Is there a general basis for how the player rating works when compared to getting par on a course? Like for example if I end up shooting a +5 on average, what do you think my rating would be? What if I shot a 0 on average? What about a -5? Is it easy to say like average +5 rating = 800, 0 = 850, -5 = 900, -10 = 950? I mean is there just some general guideline I can use when trying to figure out what my rating would be if i decided to get serious for a year or so?

I've only been playing a year or so, and haven't kept track of my scores at my course, but I'm just trying to get an idea of what it takes to be at each of those types of rating levels on average. I know there's a lot of other secret formula stuff to use to figure it out, but can someone just give me a basic guideline to understand where I may be at if I decide to start playing at some point in a rated league, etc?
 
I'm curious how player ratings work in general. Everything I read just tells me you have to use an app or something to figure out your rating, etc, and nothing is very clearly defined.

Is there a general basis for how the player rating works when compared to getting par on a course? Like for example if I end up shooting a +5 on average, what do you think my rating would be? What if I shot a 0 on average? What about a -5? Is it easy to say like average +5 rating = 800, 0 = 850, -5 = 900, -10 = 950? I mean is there just some general guideline I can use when trying to figure out what my rating would be if i decided to get serious for a year or so?

I've only been playing a year or so, and haven't kept track of my scores at my course, but I'm just trying to get an idea of what it takes to be at each of those types of rating levels on average. I know there's a lot of other secret formula stuff to use to figure it out, but can someone just give me a basic guideline to understand where I may be at if I decide to start playing at some point in a rated league, etc?

Par is irrelevant to ratings, so there is no easy formula to equate a score to a rating.

If you're looking to get an idea of where you fit before you play a PDGA league or tournament, find tournament results for a course you're familiar with and see how the scores were rated. That should give you a fair idea of where to start.
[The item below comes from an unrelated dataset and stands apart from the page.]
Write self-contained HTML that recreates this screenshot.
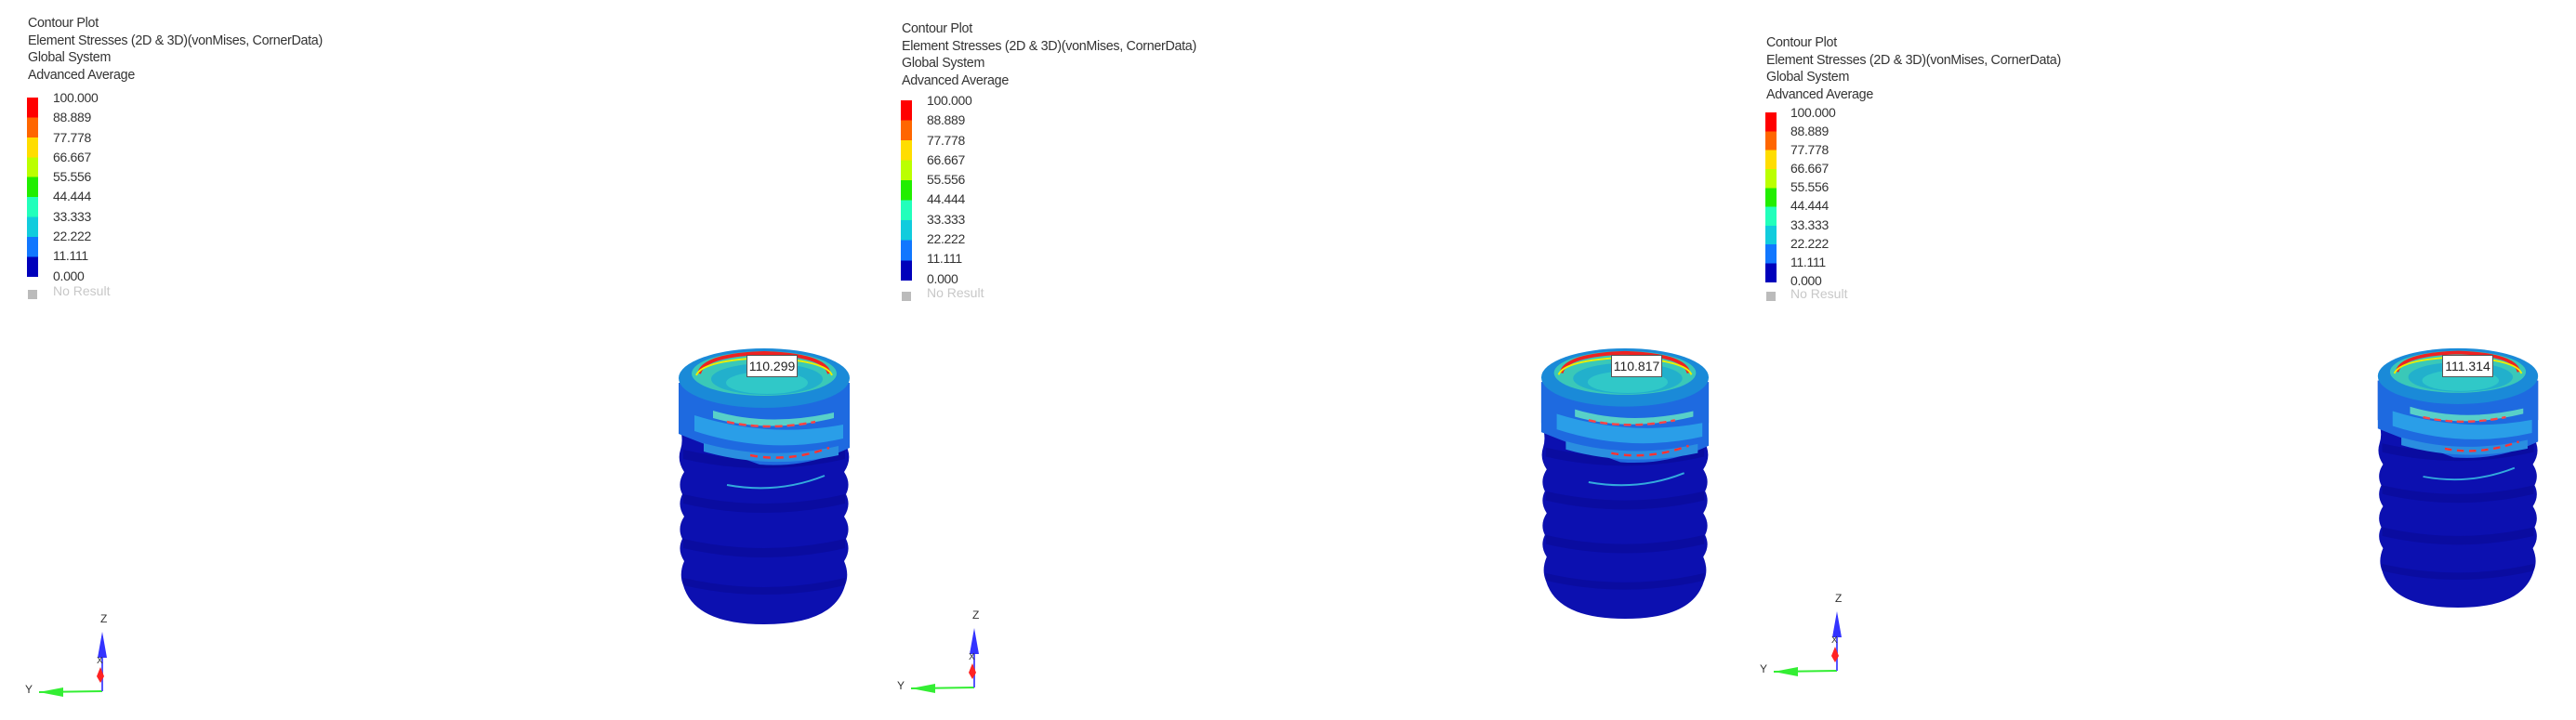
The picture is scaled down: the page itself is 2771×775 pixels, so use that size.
<!DOCTYPE html>
<html><head><meta charset="utf-8"><style>
body{margin:0;width:2771px;height:775px;background:#fff;position:relative;overflow:hidden;font-family:"Liberation Sans",sans-serif;}
.t{position:absolute;font-size:14.3px;color:#333;line-height:18.5px;white-space:nowrap;letter-spacing:-0.3px}
.bar{position:absolute;width:12px}
.lab{position:absolute;font-size:14px;color:#333;white-space:nowrap;letter-spacing:-0.3px}
.nr{position:absolute;font-size:14px;color:#c8c8c8;white-space:nowrap}
.sq{position:absolute;width:10px;height:10px;background:#bbb}
svg{position:absolute}
.box{position:absolute;background:#fff;border:1.5px solid #555;font-size:14px;color:#222;text-align:center;line-height:22px}
</style></head><body>

<!-- Panel 1 -->
<div class="t" style="left:30px;top:16px">Contour Plot<br>Element Stresses (2D &amp; 3D)(vonMises, CornerData)<br>Global System<br>Advanced Average</div>
<div class="bar" style="left:29px;top:105px;height:193px;background:linear-gradient(#f00 0 11.1%,#f60 11.1% 22.2%,#fd0 22.2% 33.3%,#bf0 33.3% 44.4%,#2e0 44.4% 55.5%,#2fb 55.5% 66.6%,#1cd 66.6% 77.7%,#17f 77.7% 88.8%,#00b 88.8%)"></div>
<div class="lab" style="left:57px;top:95px;line-height:21.3px">100.000<br>88.889<br>77.778<br>66.667<br>55.556<br>44.444<br>33.333<br>22.222<br>11.111<br>0.000</div>
<div class="sq" style="left:30px;top:312px"></div><div class="nr" style="left:57px;top:305px">No Result</div>

<!-- Panel 2 -->
<div class="t" style="left:970px;top:22px">Contour Plot<br>Element Stresses (2D &amp; 3D)(vonMises, CornerData)<br>Global System<br>Advanced Average</div>
<div class="bar" style="left:969px;top:108px;height:194px;background:linear-gradient(#f00 0 11.1%,#f60 11.1% 22.2%,#fd0 22.2% 33.3%,#bf0 33.3% 44.4%,#2e0 44.4% 55.5%,#2fb 55.5% 66.6%,#1cd 66.6% 77.7%,#17f 77.7% 88.8%,#00b 88.8%)"></div>
<div class="lab" style="left:997px;top:98px;line-height:21.3px">100.000<br>88.889<br>77.778<br>66.667<br>55.556<br>44.444<br>33.333<br>22.222<br>11.111<br>0.000</div>
<div class="sq" style="left:970px;top:314px"></div><div class="nr" style="left:997px;top:307px">No Result</div>

<!-- Panel 3 -->
<div class="t" style="left:1900px;top:37px">Contour Plot<br>Element Stresses (2D &amp; 3D)(vonMises, CornerData)<br>Global System<br>Advanced Average</div>
<div class="bar" style="left:1899px;top:121px;height:183px;background:linear-gradient(#f00 0 11.1%,#f60 11.1% 22.2%,#fd0 22.2% 33.3%,#bf0 33.3% 44.4%,#2e0 44.4% 55.5%,#2fb 55.5% 66.6%,#1cd 66.6% 77.7%,#17f 77.7% 88.8%,#00b 88.8%)"></div>
<div class="lab" style="left:1926px;top:111px;line-height:20.1px">100.000<br>88.889<br>77.778<br>66.667<br>55.556<br>44.444<br>33.333<br>22.222<br>11.111<br>0.000</div>
<div class="sq" style="left:1900px;top:314px"></div><div class="nr" style="left:1926px;top:308px">No Result</div>

<!-- screws -->
<svg style="left:727px;top:372px" width="190" height="300" viewBox="0 0 190 300" preserveAspectRatio="none">
<g id="scr">
<path d="M3,40 L3,85 Q9,100 5,112 Q1,124 9,136 Q1,148 7,160 Q1,172 9,184 Q1,196 7,208 Q1,220 9,232 Q3,246 8,258 Q20,300 95,300 Q170,300 182,258 Q187,246 181,232 Q189,220 183,208 Q189,196 181,184 Q189,172 183,160 Q189,148 181,136 Q189,124 185,112 Q181,100 187,85 L187,40 Z" fill="#0c10b0"/>
<g fill="#0a0ca0">
<path d="M8,112 Q95,132 182,112 L182,122 Q95,142 8,122Z"/>
<path d="M8,160 Q95,180 182,160 L182,170 Q95,190 8,170Z"/>
<path d="M8,208 Q95,228 182,208 L182,218 Q95,238 8,218Z"/>
<path d="M8,250 Q95,270 182,250 L182,258 Q95,278 8,258Z"/>
</g>
<path d="M3,40 L3,95 Q40,110 90,128 Q140,132 187,110 L187,40Z" fill="#1e6ae0"/>
<path d="M20,75 Q100,100 180,85 L180,100 Q100,118 20,92Z" fill="#2a9ee8"/>
<path d="M30,105 Q100,125 175,108 L175,118 Q100,134 30,114Z" fill="#2a8ee0"/>
<path d="M40,78 Q100,95 170,78 L170,72 Q100,88 40,70Z" fill="#58d0c8"/>
<path d="M55,82 Q100,92 150,82" stroke="#f44" stroke-width="2.5" fill="none" stroke-dasharray="8 5"/>
<path d="M80,118 Q120,126 165,110" stroke="#f33" stroke-width="2.5" fill="none" stroke-dasharray="8 6"/>
<path d="M55,150 Q110,160 160,140" stroke="#3ad" stroke-width="2" fill="none"/>
<ellipse cx="95" cy="35" rx="92" ry="32" fill="#1a8ad8"/>
<ellipse cx="95" cy="30" rx="78" ry="24" fill="#3ac8b8"/>
<path d="M25,30 Q30,10 95,8 Q160,10 165,30" stroke="#e22" stroke-width="4" fill="none"/>
<path d="M22,32 Q28,16 95,13 Q162,16 168,32" stroke="#ee0" stroke-width="2" fill="none"/>
<ellipse cx="98" cy="36" rx="60" ry="17" fill="#22b0cc"/>
<ellipse cx="98" cy="40" rx="44" ry="12" fill="#30c8c8"/>
</g>
</svg>
<div class="box" style="left:803px;top:382px;width:53px;height:22px">110.299</div>

<svg style="left:1655px;top:372px" width="186" height="294" viewBox="0 0 190 300" preserveAspectRatio="none"><use href="#scr"/></svg>
<div class="box" style="left:1733px;top:382px;width:53px;height:22px">110.817</div>

<svg style="left:2555px;top:372px" width="178" height="282" viewBox="0 0 190 300" preserveAspectRatio="none"><use href="#scr"/></svg>
<div class="box" style="left:2627px;top:382px;width:53px;height:22px">111.314</div>

<!-- axes -->
<svg style="left:0;top:640px" width="160" height="135">
<g id="ax">
<line x1="42" y1="105" x2="110" y2="104" stroke="#3e3" stroke-width="2"/>
<path d="M42,105 L68,100 L68,110Z" fill="#3e3"/>
<line x1="110" y1="104" x2="110" y2="45" stroke="#55f" stroke-width="2"/>
<path d="M110,40 L105,68 L115,68Z" fill="#33f"/>
<path d="M108,95 L104,88 L108,78 L112,88Z" fill="#f22"/>
<text x="108" y="30" font-size="12" fill="#333" font-family="Liberation Sans">Z</text>
<text x="104" y="74" font-size="10" fill="#333" font-family="Liberation Sans">X</text>
<text x="27" y="106" font-size="12" fill="#333" font-family="Liberation Sans">Y</text>
</g>
</svg>
<svg style="left:938px;top:636px" width="160" height="135"><use href="#ax"/></svg>
<svg style="left:1866px;top:618px" width="160" height="135"><use href="#ax"/></svg>
</body></html>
Good place to start with learning about ratings is the PDGA site. https://www.pdga.com/ratings
 
If any of the courses you play have held PDGA sanctioned events, you could go to the PDGA site and look up past tournaments and compare the scores to the ratings they received for that day. If even par was a 920 rated round, and you shot even par, 920 is your rating. It's not perfect, as there are outside forces that a rating can depend on, especially weather, but it will give you an idea. It also will only (roughly) apply if you play the same lay-out as they played in the tournament.

*JC beat me to it!
 
I've asked this question a variety for ways, and the reply (from a very smart person who's name I forget..lol..) was if you shoot par all the time, eventually your rating should average out to be right at or near 900.
 
btw...as a follow up question.. "If both a male & female have the same rating, does that mean they are equally skilled players?"
 
btw...as a follow up question.. "If both a male & female have the same rating, does that mean they are equally skilled players?"
Their net skills are equal on a balanced course but their specific skills are likely a bit different.
 
Here's what I've found. If you're at a tournament with some 1000 rated players in the field, and you shoot, say 54 and they shoot 50, you're rating will be about 960. However, if you play the same course and the highest rated players are 950 and they shoot 50 and you shoot 54, your rating will be about 900-910. Point is, it makes minimal sense and is driven by the higher rated players and what they shoot.
 
Here's what I've found. If you're at a tournament with some 1000 rated players in the field, and you shoot, say 54 and they shoot 50, you're rating will be about 960. However, if you play the same course and the highest rated players are 950 and they shoot 50 and you shoot 54, your rating will be about 900-910. Point is, it makes minimal sense and is driven by the higher rated players and what they shoot.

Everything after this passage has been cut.